Most other entities, both for profit and not for profit, will find the chickens’ homeward journey a bit slower, but roost they will. The ludicrous website, the painful marketing brochure, the incomprehensible grant proposal, the unreadable novel will all have their consequences, and they will inevitably be monetary in nature. There is nothing more disastrous in today’s business environment than botched, bad communication. And, yes, the irony is delicious.

The usual point of having something translated is to broaden one’s base, expand markets, sell products, reach more customers, secure funding. A bad translation will not only not do that, it will, in fact, accomplish the opposite.

And if anyone has any doubts as to the ubiquity and widespread nature of this phenomena, I only have to point you once again to the major translator portals.
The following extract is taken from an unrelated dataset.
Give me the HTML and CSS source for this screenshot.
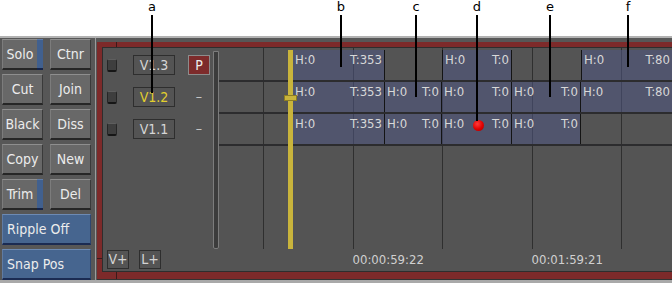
FILE: index.html
```html
<!DOCTYPE html>
<html lang="en">
<head>
  <meta charset="UTF-8">
  <title>Timeline</title>
  <link rel="stylesheet" href="styles.css">
</head>
<body>
  <div class="page">

    <!-- Callouts -->
    <div class="callout co-a"><span>a</span><i></i></div>
    <div class="callout co-b"><span>b</span><i></i></div>
    <div class="callout co-c"><span>c</span><i></i></div>
    <div class="callout co-d"><span>d</span><i></i></div>
    <div class="callout co-e"><span>e</span><i></i></div>
    <div class="callout co-f"><span>f</span><i></i></div>

    <div class="topspace"></div>

    <div class="app">
      <!-- Edit buttons -->
      <div class="tools">
        <button class="btn toggle"><span>Solo</span><b></b></button>
        <button class="btn">Ctnr</button>
        <button class="btn">Cut</button>
        <button class="btn">Join</button>
        <button class="btn">Black</button>
        <button class="btn">Diss</button>
        <button class="btn">Copy</button>
        <button class="btn">New</button>
        <button class="btn toggle"><span>Trim</span><b></b></button>
        <button class="btn">Del</button>
        <button class="btn wide">Ripple Off</button>
        <button class="btn wide">Snap Pos</button>
      </div>

      <!-- Timeline -->
      <div class="frame">
        <span class="tick tick-top"></span>
        <span class="tick tick-bottom"></span>
        <span class="tick tick-left"></span>
        <div class="panel">
          <div class="heads">
            <div class="head">
              <span class="lock"></span>
              <span class="name">V1.3</span>
              <span class="pri">P</span>
            </div>
            <div class="head">
              <span class="lock"></span>
              <span class="name cur">V1.2</span>
              <span class="dash">–</span>
            </div>
            <div class="head">
              <span class="lock"></span>
              <span class="name">V1.1</span>
              <span class="dash">–</span>
            </div>
          </div>

          <div class="vscroll"></div>

          <div class="timeline">
            <div class="grid">
              <div class="cell first"></div>
              <div class="cell"></div>
              <div class="cell"></div>
              <div class="cell"></div>
              <div class="cell"></div>
              <div class="cell"></div>
              <div class="cell last"></div>
            </div>

            <div class="lanes">
              <div class="lane">
                <div class="clip at2"><span>H:0</span><span>T:353</span></div>
                <div class="clip at4 start"><span>H:0</span><span>T:0</span></div>
                <div class="clip at6 start"><span>H:0</span><span>T:80</span></div>
              </div>
              <div class="lane">
                <div class="clip at2"><span>H:0</span><span>T:353</span></div>
                <div class="clip at3"><span>H:0</span><span>T:0</span></div>
                <div class="clip at4"><span>H:0</span><span>T:0</span></div>
                <div class="clip at5"><span>H:0</span><span>T:0</span></div>
                <div class="clip at6"><span>H:0</span><span>T:80</span></div>
              </div>
              <div class="lane">
                <div class="clip at2"><span>H:0</span><span>T:353</span></div>
                <div class="clip at3"><span>H:0</span><span>T:0</span></div>
                <div class="clip at4"><span>H:0</span><span class="dot"></span><span>T:0</span></div>
                <div class="clip at5"><span>H:0</span><span>T:0</span></div>
              </div>
              <div class="playhead"><span class="knob"></span></div>
            </div>

            <div class="ruler">
              <div class="cell first"></div>
              <div class="cell"></div>
              <div class="cell tc">00:00:59:22</div>
              <div class="cell"></div>
              <div class="cell tc">00:01:59:21</div>
            </div>
          </div>

          <div class="adds">
            <span class="add">V+</span>
            <span class="add">L+</span>
          </div>
        </div>
      </div>
    </div>
  </div>
</body>
</html>
```

FILE: styles.css
```css
body {
  margin: 0;
  background: #ffffff;
  font-family: "DejaVu Sans Condensed", "DejaVu Sans", sans-serif;
  font-stretch: condensed;
  overflow: hidden;
}

.page {
  position: relative;
  width: 672px;
  height: 283px;
  overflow: hidden;
}

.topspace {
  height: 36px;
}

/* callout letters + leader lines */
.callout {
  position: absolute;
  top: 0;
  z-index: 5;
  width: 12px;
  margin-left: -6px;
  display: flex;
  flex-direction: column;
  align-items: center;
  font-family: "DejaVu Sans", sans-serif;
  font-stretch: normal;
  font-size: 13px;
  line-height: 13px;
  color: #000;
}

.callout i {
  display: block;
  width: 2px;
  margin-top: 2px;
  background: #000;
}

.co-a { left: 152px; }
.co-a i { height: 78px; }
.co-b { left: 341px; }
.co-b i { height: 52px; }
.co-c { left: 416px; }
.co-c i { height: 82px; }
.co-d { left: 477px; }
.co-d i { height: 106px; }
.co-e { left: 550px; }
.co-e i { height: 82px; }
.co-f { left: 628px; }
.co-f i { height: 52px; }

.app {
  display: flex;
  height: 247px;
  box-sizing: border-box;
  border-top: 2px solid #b2b2b2;
  border-bottom: 3px solid #a9a9a9;
  background: #575757;
}

/* left buttons */
.tools {
  flex: 0 0 96px;
  box-sizing: border-box;
  display: grid;
  grid-template-columns: 41px 41px;
  grid-auto-rows: 31px;
  column-gap: 7px;
  row-gap: 4px;
  align-content: start;
  padding: 1px 0 0 2px;
  border-right: 1px solid #9c9c9c;
}

.btn {
  box-sizing: border-box;
  display: flex;
  align-items: center;
  justify-content: center;
  padding: 0;
  font-family: "DejaVu Sans Condensed", "DejaVu Sans", sans-serif;
  font-stretch: condensed;
  font-size: 14px;
  color: #ececec;
  background: #686868;
  border: 1px solid;
  border-bottom-width: 2px;
  border-color: #8e8e8e #3a3a3a #262626 #7c7c7c;
}

.btn.toggle span {
  flex: 1;
  text-align: center;
}

.btn.toggle b {
  align-self: stretch;
  width: 6px;
  margin: -1px -1px -2px 0;
  background: #41608e;
  border-top: 1px solid #5f7ca8;
  border-bottom: 2px solid #15244a;
}

.btn.wide {
  grid-column: 1 / span 2;
  justify-content: flex-start;
  padding-left: 4px;
  background: #46658f;
  border-color: #6d8ab3 #2e4670 #1b2b52 #5f7ba3;
}

/* red framed timeline */
.frame {
  position: relative;
  box-sizing: border-box;
  flex: 0 0 575px;
  margin: 4px 0 1px 1px;
  border: solid #7d2a2a;
  border-width: 5px 0 7px 5px;
  box-shadow: 0 1px 0 #333;
}

.tick {
  position: absolute;
  background: #3a1a1a;
}

.tick-top { left: 14px; top: -5px; width: 1px; height: 5px; }
.tick-bottom { left: 14px; bottom: -7px; width: 1px; height: 7px; }
.tick-left { left: -5px; top: 211px; width: 5px; height: 1px; }

.panel {
  box-sizing: border-box;
  height: 100%;
  display: grid;
  grid-template-columns: 110px 6px minmax(0, 1fr);
  grid-template-rows: 201px 22px;
  background: #545454;
  border: 1px solid #2e2e2e;
  border-right: 0;
}

/* track headers */
.heads {
  padding-top: 2px;
}

.head {
  display: flex;
  align-items: center;
  height: 30px;
  margin-bottom: 2px;
  padding-left: 4px;
}

.lock {
  box-sizing: border-box;
  width: 10px;
  height: 13px;
  margin-right: 16px;
  background: #3e3e3e;
  border: 1px solid #262626;
  border-top-color: #5e5e5e;
  border-bottom: 2px solid #161616;
  border-radius: 2px;
}

.name {
  box-sizing: border-box;
  width: 42px;
  height: 20px;
  margin-right: 13px;
  border: 1px solid #2e2e2e;
  font-size: 14px;
  line-height: 18px;
  text-align: center;
  color: #d6d6d6;
}

.name.cur {
  color: #e2cf2e;
}

.pri,
.dash {
  box-sizing: border-box;
  width: 22px;
  height: 20px;
  font-size: 14px;
  line-height: 18px;
  text-align: center;
  color: #c4c4c4;
}

.pri {
  background: #7d2b2b;
  border: 1px solid #8c8c8c;
  color: #ececec;
}

.vscroll {
  margin-top: 3px;
  background: #3c3c3c;
  border: 1px solid #7c7c7c;
  border-radius: 0 0 2px 2px;
}

/* timeline body */
.timeline {
  grid-column: 3;
  grid-row: 1 / span 2;
  display: grid;
  grid-template-columns: minmax(0, 1fr);
  grid-template-rows: 201px 22px;
  overflow: hidden;
}

.grid,
.lanes {
  grid-area: 1 / 1;
}

.grid,
.ruler {
  display: flex;
}

.cell {
  box-sizing: border-box;
  flex: 0 0 89.5px;
}

.grid .cell {
  border-left: 1px solid #2f2f2f;
}

.cell.first {
  flex-basis: 44px;
}

.grid .cell.first {
  border-left: 0;
}

.cell.last {
  flex: 1;
}

.lanes {
  position: relative;
  padding-top: 2px;
}

.lane {
  display: grid;
  grid-template-columns: 74px 92px 57px 70px 69px minmax(0, 1fr);
  height: 30px;
  border-bottom: 2px solid #2c2c2e;
}

.clip {
  box-sizing: border-box;
  grid-row: 1;
  display: flex;
  justify-content: space-between;
  padding: 3px 2px 0;
  font-size: 13px;
  line-height: 13px;
  color: #d8d8d8;
  background: rgba(78, 86, 128, 0.56);
  border-right: 1px solid #141414;
}

.clip.start {
  border-left: 1px solid #141414;
}

.at2 { grid-column: 2; }
.at3 { grid-column: 3; }
.at4 { grid-column: 4; }
.at5 { grid-column: 5; }
.at6 { grid-column: 6; border-right: 0; }

.dot {
  width: 11px;
  height: 11px;
  margin-top: 3px;
  border-radius: 50%;
  background: radial-gradient(circle at 40% 35%, #ff3a3a, #e00000 55%, #a00000);
}

.playhead {
  position: absolute;
  left: 69px;
  top: 2px;
  bottom: 0;
  width: 5px;
  background: #c9b43c;
}

.knob {
  position: absolute;
  top: 45px;
  left: -4px;
  width: 13px;
  height: 6px;
  box-sizing: border-box;
  background: #c9b43c;
  border: 1px solid #8d7d22;
}

.ruler {
  grid-row: 2;
}

.tc {
  padding-top: 4px;
  font-size: 13px;
  line-height: 13px;
  color: #d0d0d0;
  white-space: nowrap;
}

.adds {
  grid-column: 1;
  grid-row: 2;
  display: flex;
  gap: 10px;
  padding: 1px 0 0 4px;
}

.add {
  box-sizing: border-box;
  width: 22px;
  height: 19px;
  border: 1px solid #2e2e2e;
  font-size: 14px;
  line-height: 17px;
  text-align: center;
  color: #d4d4d4;
}
```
There you will find translators asking for help with difficult words and phrases, where they are quickly met with a rush of responses [more on the “game” and its goals later]. The asker is often obviously not translating into his mother tongue, and the responses can be horrifying. They are frequently produced by idiots googling the precise phrase, with no accounting for, you know, actual meaning, usage, context or nuance. One is left with the firm conviction that none of these “translators” have ever actually read anything, studied anything or, god forbid, had a life.

And, thus, we can rest assured that the final product will be shoddy, useless, inexpedient and ultimately much more costly than if – heaven forbid! – the work had been done by a competent and fairly paid professional, regardless of where he might live.